§ GIVEN EXERCISE: Scan the data below. Pull out each line where "components" occurs.
____
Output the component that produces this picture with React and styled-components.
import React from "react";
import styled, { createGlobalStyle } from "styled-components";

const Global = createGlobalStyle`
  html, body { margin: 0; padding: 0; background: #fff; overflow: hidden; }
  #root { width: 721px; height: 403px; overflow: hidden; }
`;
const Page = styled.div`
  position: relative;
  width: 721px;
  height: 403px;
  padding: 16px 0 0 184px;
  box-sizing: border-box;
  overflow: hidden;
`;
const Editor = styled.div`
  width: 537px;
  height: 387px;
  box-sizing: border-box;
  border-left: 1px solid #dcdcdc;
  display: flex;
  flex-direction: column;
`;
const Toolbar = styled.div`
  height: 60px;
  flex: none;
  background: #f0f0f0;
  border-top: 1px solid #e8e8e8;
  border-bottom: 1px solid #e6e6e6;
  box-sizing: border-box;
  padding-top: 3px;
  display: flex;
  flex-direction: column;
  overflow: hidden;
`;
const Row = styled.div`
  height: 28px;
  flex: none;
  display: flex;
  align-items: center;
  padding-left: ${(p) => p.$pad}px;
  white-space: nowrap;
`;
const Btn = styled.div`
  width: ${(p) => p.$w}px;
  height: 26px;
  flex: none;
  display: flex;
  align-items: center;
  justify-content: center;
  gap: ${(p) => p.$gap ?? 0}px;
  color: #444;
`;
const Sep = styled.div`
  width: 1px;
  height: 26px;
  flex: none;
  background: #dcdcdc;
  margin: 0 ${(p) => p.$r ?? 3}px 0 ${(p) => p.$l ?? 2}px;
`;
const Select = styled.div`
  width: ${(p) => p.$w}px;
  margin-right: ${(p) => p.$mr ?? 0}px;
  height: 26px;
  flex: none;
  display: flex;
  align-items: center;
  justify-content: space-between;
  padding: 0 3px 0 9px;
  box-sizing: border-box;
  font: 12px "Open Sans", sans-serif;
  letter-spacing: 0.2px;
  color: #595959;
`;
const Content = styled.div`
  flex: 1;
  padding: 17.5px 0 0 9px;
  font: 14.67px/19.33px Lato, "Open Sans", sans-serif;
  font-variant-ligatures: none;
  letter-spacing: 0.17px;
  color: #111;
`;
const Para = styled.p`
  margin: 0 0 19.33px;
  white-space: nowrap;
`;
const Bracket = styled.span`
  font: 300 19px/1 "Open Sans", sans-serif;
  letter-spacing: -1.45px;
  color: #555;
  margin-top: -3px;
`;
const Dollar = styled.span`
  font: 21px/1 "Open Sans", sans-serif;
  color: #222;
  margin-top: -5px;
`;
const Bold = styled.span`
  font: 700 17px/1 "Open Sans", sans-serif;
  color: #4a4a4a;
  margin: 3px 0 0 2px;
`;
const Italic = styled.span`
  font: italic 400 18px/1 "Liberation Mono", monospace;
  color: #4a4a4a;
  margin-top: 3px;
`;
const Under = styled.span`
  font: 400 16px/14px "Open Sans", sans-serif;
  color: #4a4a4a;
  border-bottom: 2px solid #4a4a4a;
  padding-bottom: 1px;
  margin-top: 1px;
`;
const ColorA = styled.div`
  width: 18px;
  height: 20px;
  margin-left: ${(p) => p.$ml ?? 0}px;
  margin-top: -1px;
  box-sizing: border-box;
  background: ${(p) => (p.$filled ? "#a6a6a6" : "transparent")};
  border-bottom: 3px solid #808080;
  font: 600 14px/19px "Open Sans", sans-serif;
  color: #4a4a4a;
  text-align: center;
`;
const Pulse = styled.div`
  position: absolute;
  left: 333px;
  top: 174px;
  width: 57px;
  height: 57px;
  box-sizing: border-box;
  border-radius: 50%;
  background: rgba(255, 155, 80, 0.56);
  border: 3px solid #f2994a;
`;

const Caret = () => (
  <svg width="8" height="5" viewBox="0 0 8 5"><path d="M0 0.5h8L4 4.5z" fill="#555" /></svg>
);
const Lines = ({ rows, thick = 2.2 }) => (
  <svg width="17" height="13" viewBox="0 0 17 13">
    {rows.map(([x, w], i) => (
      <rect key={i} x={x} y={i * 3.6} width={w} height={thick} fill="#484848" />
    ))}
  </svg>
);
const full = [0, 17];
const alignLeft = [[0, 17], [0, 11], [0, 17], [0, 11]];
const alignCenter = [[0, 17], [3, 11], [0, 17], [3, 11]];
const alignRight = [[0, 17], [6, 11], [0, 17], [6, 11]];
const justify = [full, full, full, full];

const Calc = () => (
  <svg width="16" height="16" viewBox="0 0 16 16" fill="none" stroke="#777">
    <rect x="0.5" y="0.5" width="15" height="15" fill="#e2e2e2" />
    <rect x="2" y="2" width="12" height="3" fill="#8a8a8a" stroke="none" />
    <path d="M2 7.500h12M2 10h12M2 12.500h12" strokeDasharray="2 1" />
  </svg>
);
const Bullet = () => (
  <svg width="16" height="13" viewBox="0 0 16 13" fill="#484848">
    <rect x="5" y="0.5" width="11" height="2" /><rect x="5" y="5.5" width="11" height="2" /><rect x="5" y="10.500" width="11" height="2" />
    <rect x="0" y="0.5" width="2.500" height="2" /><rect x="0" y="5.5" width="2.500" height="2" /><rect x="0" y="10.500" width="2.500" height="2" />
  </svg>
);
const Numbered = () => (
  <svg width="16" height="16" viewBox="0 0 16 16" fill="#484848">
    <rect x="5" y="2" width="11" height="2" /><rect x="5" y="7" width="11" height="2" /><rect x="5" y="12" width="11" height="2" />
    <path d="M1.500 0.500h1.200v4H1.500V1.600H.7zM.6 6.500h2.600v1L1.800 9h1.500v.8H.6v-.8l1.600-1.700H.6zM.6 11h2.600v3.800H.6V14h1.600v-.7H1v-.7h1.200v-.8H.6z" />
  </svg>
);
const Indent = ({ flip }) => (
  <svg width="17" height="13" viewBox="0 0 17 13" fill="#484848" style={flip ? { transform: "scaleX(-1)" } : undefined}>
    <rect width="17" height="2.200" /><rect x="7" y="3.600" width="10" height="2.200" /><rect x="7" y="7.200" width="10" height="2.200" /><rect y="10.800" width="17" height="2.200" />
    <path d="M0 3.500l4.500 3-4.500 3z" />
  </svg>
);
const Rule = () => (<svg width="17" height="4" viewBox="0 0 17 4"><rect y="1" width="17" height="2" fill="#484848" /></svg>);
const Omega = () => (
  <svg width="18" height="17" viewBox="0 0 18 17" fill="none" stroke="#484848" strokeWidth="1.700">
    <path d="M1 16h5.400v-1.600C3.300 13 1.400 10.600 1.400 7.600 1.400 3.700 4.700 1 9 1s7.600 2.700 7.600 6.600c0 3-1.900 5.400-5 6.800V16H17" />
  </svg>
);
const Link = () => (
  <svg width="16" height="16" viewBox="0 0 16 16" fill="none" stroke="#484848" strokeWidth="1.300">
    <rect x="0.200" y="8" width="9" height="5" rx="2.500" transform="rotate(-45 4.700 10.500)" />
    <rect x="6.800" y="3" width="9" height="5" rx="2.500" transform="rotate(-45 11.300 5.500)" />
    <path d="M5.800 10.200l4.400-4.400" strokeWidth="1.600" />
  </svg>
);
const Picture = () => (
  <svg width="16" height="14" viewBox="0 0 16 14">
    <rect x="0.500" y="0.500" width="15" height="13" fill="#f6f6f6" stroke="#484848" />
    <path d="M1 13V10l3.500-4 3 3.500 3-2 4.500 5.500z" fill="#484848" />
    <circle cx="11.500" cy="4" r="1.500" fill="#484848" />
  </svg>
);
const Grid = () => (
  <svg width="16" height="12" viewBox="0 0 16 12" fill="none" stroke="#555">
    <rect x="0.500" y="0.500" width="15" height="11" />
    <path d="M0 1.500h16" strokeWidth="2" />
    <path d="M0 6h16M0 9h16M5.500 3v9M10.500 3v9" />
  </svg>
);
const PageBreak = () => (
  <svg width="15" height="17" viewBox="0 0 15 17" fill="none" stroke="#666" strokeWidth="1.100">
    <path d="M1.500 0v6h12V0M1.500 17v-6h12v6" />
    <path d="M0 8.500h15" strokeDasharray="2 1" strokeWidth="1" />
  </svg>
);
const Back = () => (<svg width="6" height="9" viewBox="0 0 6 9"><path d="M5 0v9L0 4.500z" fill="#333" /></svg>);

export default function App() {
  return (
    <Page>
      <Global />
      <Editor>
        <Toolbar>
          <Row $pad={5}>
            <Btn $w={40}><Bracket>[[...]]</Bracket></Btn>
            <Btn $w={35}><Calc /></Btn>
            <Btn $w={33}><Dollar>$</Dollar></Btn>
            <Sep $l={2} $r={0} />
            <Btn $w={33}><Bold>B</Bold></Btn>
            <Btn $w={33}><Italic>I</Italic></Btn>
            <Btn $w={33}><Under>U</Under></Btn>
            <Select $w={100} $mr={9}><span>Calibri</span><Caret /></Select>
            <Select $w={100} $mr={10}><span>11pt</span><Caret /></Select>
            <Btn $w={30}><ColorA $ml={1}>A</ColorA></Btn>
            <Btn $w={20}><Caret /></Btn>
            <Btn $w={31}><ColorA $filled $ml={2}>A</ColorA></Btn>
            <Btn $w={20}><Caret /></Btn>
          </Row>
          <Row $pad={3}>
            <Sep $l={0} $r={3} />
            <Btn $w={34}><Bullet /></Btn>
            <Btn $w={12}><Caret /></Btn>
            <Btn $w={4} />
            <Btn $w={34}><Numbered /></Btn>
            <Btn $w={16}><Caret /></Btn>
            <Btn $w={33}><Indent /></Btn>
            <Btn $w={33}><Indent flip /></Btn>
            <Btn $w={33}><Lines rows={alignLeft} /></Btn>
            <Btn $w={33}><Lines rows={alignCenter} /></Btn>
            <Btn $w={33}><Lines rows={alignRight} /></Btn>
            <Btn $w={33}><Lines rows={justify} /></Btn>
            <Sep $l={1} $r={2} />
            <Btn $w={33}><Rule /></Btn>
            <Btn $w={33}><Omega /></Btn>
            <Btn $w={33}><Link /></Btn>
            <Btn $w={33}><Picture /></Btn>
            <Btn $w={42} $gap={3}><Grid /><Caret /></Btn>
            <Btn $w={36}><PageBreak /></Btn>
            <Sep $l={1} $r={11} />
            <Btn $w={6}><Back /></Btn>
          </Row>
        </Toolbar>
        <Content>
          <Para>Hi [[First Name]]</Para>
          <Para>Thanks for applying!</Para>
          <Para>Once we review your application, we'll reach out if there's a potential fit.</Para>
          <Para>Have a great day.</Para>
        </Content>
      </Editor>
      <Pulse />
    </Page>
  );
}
____
§ SOLUTION BELOW:
Output the component that produces this picture with React and styled-components.
import styled, { createGlobalStyle } from "styled-components";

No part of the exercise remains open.